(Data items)
--

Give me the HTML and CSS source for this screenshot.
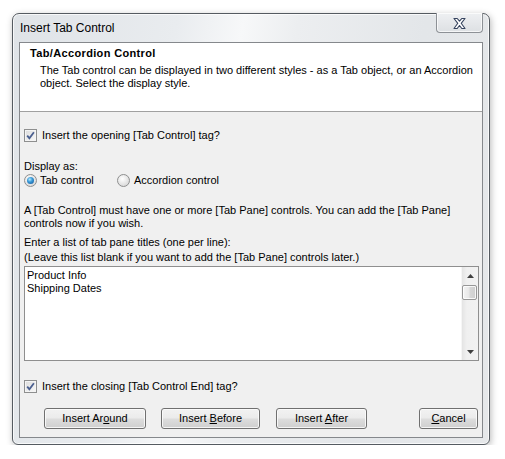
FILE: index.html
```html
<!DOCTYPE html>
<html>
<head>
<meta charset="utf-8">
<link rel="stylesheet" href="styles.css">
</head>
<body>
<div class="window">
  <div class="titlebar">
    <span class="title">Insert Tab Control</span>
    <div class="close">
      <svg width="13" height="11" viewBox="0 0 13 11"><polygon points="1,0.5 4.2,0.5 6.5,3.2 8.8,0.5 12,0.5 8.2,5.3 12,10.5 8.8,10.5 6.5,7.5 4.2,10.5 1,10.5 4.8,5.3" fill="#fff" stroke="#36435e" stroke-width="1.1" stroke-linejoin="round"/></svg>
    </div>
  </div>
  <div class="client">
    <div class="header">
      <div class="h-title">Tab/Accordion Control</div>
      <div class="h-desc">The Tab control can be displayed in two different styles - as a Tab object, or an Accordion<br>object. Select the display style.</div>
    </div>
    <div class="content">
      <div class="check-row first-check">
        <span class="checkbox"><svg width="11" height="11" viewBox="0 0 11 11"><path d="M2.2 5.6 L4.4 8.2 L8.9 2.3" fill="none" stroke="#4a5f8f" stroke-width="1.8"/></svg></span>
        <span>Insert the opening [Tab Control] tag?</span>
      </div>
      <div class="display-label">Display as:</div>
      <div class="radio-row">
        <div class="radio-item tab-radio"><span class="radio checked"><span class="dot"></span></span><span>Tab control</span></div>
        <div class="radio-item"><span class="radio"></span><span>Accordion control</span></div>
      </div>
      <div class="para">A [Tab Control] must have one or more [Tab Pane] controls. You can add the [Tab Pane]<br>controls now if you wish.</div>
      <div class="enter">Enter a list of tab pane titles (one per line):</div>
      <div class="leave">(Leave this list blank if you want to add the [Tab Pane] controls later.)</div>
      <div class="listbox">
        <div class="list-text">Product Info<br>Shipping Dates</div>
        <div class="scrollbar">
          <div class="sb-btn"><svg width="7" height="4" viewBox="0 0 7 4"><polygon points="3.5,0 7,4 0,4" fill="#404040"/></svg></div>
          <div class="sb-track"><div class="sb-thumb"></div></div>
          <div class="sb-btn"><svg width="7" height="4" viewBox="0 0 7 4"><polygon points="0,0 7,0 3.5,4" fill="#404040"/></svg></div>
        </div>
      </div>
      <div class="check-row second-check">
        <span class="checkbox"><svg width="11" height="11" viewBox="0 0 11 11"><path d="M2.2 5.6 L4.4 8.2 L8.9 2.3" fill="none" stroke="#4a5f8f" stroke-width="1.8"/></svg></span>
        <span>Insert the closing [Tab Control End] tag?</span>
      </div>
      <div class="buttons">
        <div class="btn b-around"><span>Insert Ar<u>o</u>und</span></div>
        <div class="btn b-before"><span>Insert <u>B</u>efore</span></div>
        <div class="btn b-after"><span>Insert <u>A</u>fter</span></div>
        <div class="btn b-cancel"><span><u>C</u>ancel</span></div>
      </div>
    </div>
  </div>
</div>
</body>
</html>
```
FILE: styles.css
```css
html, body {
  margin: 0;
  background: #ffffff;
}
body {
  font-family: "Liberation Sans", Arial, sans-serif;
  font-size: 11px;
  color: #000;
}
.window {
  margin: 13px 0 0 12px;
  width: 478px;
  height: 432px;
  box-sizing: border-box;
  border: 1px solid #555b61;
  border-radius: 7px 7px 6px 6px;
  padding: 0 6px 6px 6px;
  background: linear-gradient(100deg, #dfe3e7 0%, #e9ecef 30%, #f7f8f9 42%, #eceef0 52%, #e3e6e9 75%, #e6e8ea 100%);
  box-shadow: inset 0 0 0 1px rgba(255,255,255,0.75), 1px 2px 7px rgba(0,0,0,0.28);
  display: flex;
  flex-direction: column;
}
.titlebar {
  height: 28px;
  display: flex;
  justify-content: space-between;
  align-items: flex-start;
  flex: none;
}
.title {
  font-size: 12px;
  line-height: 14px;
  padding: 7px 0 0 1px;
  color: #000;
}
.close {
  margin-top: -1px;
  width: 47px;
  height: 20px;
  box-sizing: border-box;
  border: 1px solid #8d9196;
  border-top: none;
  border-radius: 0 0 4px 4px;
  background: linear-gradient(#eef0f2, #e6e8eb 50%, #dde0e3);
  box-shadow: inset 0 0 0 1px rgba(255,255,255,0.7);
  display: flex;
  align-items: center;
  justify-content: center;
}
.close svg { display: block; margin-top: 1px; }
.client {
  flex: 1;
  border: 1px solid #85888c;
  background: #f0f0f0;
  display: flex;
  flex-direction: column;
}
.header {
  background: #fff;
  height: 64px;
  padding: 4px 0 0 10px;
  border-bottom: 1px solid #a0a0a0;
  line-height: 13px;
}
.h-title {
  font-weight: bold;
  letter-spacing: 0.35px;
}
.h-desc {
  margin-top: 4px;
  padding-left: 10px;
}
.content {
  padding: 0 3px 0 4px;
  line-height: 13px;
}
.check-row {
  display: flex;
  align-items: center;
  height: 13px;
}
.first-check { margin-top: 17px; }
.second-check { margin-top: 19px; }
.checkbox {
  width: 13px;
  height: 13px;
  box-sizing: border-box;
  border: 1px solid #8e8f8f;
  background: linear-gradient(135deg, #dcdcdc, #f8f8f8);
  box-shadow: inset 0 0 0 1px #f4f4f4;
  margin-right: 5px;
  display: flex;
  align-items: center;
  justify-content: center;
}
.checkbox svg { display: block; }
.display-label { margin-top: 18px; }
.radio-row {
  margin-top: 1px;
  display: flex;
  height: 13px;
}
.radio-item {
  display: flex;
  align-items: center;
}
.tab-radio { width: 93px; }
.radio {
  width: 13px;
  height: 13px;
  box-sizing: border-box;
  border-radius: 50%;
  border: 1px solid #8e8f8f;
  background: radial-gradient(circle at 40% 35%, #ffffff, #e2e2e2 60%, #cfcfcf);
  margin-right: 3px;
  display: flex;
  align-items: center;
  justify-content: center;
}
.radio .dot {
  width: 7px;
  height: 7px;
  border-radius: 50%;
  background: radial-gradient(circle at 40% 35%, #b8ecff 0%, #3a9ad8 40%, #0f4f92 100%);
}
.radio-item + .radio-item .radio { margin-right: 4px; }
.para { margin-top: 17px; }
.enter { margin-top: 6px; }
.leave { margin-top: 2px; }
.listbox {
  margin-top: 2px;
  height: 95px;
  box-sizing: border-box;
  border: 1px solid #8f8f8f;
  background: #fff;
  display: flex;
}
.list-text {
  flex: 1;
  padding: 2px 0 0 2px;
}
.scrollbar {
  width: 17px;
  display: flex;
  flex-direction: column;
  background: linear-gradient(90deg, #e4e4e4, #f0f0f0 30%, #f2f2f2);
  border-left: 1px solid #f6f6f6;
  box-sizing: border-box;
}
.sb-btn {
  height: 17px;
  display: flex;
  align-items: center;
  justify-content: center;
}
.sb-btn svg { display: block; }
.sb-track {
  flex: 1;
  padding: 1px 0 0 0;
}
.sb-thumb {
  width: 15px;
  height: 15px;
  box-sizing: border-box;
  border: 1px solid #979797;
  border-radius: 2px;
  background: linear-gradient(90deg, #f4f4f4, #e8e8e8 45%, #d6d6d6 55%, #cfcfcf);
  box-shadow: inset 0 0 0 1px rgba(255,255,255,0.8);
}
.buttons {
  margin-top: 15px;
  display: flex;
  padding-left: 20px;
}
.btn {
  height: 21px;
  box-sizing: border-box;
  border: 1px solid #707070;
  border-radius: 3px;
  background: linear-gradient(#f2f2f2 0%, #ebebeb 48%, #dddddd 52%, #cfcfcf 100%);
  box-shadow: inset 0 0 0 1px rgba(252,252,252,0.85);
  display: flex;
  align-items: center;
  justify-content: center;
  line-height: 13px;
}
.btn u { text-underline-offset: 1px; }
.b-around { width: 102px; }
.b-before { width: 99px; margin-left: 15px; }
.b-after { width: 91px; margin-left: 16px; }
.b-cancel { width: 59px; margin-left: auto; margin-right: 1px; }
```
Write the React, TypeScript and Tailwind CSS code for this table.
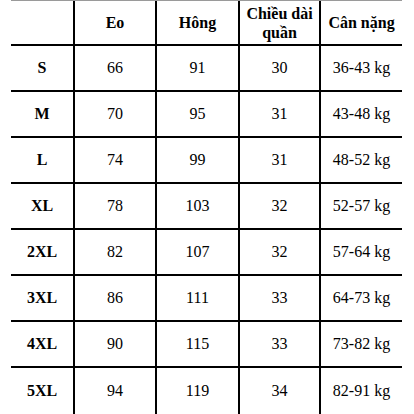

--

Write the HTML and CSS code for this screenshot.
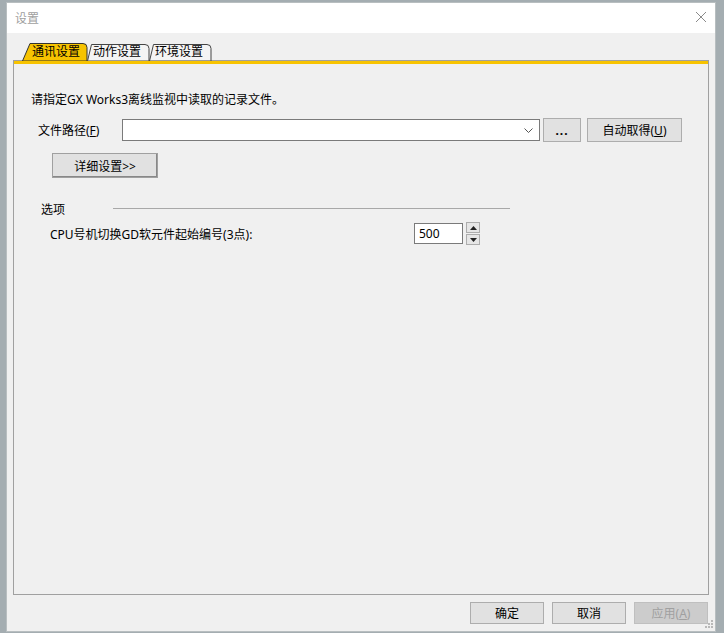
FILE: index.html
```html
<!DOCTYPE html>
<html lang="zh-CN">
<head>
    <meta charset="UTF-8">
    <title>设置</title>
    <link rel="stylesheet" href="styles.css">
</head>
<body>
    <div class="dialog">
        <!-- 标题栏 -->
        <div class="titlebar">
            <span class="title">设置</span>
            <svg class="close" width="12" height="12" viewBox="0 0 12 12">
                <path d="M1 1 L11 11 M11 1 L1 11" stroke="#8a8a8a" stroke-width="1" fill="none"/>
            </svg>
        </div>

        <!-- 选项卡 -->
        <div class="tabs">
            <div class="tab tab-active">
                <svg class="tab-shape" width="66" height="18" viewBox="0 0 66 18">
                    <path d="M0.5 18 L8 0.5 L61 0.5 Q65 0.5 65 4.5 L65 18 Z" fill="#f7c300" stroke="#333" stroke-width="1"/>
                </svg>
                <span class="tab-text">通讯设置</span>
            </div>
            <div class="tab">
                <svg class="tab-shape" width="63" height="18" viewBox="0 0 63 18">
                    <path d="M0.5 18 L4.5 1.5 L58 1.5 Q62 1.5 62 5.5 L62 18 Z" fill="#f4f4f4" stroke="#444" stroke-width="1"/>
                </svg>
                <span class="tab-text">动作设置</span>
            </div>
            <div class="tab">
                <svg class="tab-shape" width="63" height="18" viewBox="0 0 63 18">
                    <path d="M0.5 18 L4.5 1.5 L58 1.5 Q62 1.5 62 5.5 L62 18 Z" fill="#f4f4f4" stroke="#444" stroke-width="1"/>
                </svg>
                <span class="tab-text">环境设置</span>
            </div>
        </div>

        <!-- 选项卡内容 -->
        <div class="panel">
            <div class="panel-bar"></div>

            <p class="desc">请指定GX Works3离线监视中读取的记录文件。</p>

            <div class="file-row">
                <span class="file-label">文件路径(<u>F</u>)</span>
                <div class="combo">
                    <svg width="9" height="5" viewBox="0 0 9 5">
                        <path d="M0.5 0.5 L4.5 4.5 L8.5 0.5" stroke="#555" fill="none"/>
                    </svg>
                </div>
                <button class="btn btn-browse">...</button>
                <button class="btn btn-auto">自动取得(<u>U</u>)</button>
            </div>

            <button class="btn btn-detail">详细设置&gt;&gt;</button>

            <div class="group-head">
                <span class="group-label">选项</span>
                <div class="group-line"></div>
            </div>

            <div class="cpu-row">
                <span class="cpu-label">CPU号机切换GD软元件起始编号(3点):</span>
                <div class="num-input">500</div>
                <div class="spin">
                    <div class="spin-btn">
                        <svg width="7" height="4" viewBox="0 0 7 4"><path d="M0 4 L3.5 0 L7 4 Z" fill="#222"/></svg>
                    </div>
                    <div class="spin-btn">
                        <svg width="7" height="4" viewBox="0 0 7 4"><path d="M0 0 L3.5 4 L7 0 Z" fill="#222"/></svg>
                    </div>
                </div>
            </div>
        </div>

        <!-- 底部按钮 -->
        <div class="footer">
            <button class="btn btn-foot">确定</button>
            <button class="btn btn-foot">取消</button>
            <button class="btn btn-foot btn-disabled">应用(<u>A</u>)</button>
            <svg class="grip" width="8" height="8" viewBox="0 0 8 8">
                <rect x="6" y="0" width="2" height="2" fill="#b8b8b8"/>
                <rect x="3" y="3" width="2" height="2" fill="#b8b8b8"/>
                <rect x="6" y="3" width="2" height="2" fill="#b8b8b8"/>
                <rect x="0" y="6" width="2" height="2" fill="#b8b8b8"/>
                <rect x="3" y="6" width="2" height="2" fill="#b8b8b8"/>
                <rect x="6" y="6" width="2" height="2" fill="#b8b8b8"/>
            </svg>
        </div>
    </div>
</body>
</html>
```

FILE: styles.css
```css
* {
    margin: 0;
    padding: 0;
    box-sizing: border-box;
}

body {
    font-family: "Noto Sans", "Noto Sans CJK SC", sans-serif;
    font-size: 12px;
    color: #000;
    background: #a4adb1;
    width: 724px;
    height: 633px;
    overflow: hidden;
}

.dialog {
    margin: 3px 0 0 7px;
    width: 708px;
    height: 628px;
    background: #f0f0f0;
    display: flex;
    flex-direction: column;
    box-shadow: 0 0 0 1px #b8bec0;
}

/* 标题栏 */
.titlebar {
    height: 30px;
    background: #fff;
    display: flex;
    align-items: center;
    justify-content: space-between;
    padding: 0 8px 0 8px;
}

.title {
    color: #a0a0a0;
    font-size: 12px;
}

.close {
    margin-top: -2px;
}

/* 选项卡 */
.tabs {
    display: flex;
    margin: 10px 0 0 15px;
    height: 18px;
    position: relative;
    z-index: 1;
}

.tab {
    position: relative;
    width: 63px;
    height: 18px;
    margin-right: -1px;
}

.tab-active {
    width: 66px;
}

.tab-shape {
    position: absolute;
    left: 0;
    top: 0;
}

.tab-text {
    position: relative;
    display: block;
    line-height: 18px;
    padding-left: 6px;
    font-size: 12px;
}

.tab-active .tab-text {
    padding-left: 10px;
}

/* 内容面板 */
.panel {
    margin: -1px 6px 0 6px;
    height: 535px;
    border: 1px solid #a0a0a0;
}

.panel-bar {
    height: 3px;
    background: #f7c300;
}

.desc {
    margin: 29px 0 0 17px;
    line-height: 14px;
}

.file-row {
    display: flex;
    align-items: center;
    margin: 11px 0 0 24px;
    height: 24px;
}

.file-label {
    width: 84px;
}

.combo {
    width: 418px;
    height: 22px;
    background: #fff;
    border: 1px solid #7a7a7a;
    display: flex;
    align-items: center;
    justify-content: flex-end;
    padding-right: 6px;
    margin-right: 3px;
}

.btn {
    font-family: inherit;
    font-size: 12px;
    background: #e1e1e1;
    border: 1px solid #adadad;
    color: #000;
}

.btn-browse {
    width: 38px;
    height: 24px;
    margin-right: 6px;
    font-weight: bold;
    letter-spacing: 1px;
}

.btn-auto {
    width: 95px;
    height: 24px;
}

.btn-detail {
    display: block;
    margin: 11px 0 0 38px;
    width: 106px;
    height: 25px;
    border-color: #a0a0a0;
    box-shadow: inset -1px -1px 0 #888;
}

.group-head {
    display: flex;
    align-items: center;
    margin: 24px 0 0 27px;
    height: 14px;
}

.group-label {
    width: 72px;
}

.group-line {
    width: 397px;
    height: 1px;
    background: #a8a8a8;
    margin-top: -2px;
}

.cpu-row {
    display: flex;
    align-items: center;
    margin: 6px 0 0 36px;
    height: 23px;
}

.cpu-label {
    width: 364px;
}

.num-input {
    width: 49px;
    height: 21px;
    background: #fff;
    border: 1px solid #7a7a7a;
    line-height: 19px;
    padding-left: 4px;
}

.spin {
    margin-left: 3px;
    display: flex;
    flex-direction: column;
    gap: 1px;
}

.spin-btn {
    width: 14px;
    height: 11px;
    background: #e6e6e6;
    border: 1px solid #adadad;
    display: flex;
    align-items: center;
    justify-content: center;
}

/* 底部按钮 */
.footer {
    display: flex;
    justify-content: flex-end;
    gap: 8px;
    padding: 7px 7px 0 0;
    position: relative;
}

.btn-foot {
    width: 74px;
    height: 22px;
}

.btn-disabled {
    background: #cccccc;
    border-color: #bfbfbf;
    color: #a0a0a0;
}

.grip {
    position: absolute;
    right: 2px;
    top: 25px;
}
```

--

Only the number is wanted: how many lines contain the string "code"?

2